=== STORED ROWS ===
********

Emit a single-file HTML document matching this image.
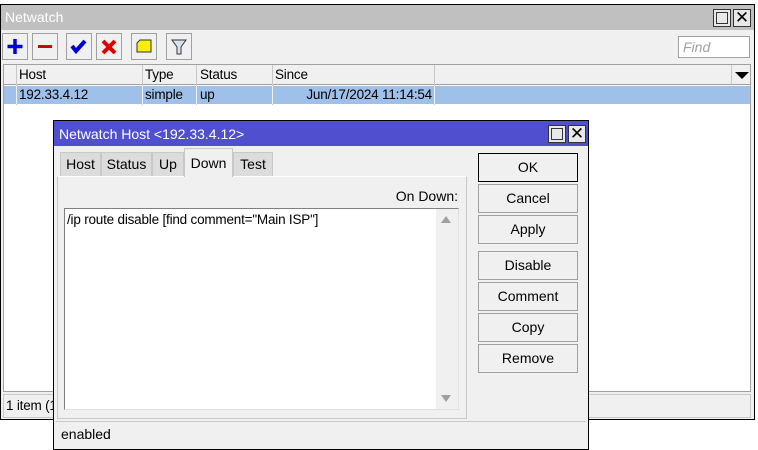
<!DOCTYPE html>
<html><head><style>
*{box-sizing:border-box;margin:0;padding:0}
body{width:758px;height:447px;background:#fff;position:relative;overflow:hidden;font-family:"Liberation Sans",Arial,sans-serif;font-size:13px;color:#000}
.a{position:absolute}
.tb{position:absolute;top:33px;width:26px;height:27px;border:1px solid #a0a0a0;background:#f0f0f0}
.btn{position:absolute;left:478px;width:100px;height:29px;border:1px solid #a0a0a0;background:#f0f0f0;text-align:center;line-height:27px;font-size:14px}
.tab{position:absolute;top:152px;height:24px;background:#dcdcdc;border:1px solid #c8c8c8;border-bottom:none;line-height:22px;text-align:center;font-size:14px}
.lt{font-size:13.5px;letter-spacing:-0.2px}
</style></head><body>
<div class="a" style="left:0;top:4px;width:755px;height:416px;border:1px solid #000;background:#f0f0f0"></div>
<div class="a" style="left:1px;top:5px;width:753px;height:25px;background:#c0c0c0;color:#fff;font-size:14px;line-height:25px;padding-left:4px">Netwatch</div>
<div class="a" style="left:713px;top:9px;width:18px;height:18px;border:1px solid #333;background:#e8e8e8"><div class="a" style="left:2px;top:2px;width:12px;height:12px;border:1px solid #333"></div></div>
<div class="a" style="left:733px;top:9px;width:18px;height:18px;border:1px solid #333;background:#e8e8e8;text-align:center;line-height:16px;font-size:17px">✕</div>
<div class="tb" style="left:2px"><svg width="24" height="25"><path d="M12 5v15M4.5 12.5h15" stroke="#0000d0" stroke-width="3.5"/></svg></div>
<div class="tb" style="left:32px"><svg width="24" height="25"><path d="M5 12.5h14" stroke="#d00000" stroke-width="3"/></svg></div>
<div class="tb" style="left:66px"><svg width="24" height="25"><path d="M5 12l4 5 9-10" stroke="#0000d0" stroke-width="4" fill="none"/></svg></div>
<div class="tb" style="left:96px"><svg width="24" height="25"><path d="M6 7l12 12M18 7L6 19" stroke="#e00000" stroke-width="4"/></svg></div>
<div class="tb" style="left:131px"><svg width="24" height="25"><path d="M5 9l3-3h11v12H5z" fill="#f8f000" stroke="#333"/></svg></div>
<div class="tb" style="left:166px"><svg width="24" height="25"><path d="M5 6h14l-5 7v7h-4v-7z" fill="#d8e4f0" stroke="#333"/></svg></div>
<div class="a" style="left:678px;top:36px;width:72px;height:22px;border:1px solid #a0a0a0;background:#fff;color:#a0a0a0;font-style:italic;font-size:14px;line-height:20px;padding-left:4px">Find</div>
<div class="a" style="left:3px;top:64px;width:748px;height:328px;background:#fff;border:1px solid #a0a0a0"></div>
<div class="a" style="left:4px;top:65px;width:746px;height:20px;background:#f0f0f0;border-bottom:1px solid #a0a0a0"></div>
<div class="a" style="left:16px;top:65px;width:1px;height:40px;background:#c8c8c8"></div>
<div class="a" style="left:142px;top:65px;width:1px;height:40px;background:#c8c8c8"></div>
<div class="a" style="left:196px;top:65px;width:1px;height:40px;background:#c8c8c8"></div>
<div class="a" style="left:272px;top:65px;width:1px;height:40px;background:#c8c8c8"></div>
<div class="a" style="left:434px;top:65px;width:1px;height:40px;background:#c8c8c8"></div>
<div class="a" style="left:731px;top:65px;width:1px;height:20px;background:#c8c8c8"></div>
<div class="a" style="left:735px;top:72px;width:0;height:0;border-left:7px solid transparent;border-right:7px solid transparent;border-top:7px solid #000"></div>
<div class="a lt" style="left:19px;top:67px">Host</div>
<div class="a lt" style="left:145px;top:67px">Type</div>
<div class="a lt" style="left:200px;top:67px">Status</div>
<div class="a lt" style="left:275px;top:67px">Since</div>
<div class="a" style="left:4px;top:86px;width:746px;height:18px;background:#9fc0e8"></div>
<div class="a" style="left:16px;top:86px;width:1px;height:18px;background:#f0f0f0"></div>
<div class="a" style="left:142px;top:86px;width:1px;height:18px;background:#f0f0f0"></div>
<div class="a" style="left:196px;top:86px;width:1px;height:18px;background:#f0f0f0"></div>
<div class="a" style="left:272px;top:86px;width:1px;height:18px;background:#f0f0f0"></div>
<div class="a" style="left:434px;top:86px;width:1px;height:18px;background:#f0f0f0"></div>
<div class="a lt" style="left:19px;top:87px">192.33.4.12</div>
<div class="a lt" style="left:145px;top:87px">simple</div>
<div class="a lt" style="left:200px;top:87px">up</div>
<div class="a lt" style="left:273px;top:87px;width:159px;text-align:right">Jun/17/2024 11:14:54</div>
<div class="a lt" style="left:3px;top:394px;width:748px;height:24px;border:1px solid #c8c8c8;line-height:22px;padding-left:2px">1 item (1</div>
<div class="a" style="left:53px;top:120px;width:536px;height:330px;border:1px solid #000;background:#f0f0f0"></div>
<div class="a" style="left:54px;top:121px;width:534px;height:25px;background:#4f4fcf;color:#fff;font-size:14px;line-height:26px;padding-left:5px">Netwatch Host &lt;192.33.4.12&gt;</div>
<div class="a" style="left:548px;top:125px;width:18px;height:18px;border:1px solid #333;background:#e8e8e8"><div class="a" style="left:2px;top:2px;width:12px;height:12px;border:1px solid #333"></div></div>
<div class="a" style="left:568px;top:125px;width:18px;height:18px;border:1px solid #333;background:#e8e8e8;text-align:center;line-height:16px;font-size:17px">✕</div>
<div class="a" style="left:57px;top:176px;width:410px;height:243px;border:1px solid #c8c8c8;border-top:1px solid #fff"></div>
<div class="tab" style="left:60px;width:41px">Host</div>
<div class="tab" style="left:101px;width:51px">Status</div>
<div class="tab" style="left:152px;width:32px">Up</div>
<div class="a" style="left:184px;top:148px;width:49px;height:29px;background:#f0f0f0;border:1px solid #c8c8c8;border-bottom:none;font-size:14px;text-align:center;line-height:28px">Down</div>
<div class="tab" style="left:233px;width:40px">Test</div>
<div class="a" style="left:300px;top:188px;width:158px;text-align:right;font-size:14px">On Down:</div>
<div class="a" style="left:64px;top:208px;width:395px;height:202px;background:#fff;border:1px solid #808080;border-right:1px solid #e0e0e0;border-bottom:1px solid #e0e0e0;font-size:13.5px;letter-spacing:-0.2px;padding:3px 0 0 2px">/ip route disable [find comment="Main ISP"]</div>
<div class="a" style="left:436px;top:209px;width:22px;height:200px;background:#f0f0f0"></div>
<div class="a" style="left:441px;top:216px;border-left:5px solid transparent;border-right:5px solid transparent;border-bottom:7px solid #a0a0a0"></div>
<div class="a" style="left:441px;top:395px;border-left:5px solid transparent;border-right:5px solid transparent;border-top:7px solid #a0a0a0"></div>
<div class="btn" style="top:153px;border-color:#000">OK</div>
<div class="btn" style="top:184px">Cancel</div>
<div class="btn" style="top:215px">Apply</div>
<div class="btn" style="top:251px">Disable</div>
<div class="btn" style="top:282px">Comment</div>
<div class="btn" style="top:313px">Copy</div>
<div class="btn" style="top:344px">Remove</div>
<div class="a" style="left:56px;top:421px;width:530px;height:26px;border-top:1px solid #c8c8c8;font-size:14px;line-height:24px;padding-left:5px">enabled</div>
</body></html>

********

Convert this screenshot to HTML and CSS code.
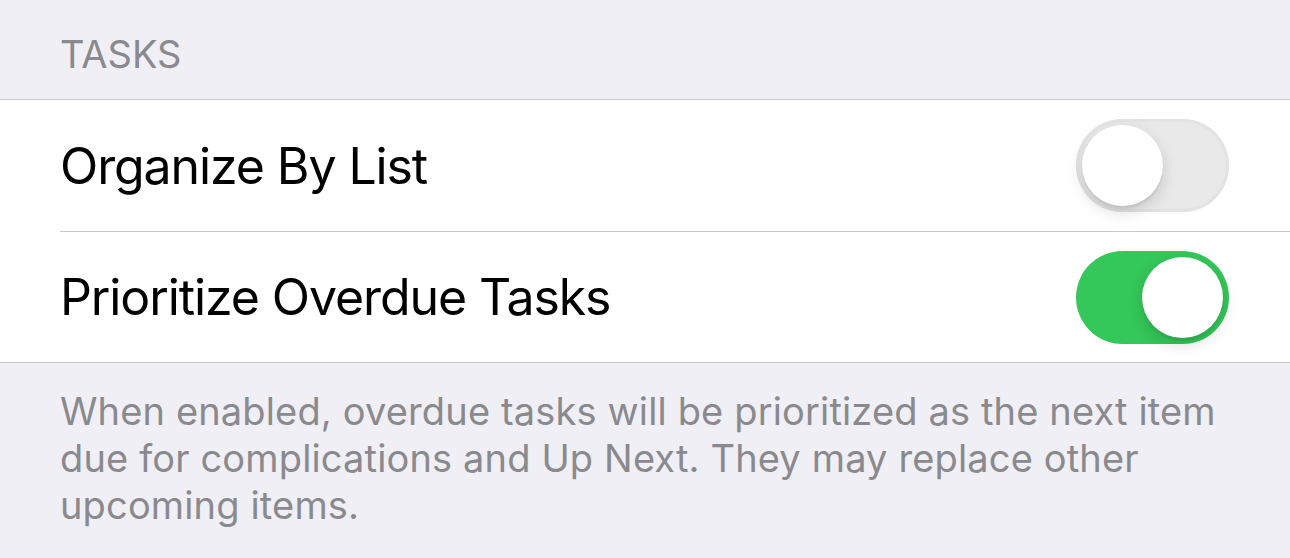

********

=== EXERCISE AIM ===
Extract every line containing the string "this" from the material.

=== TASK ANSWER ===
Emit a single-file HTML document matching this image.
Convert this screenshot to HTML and CSS code.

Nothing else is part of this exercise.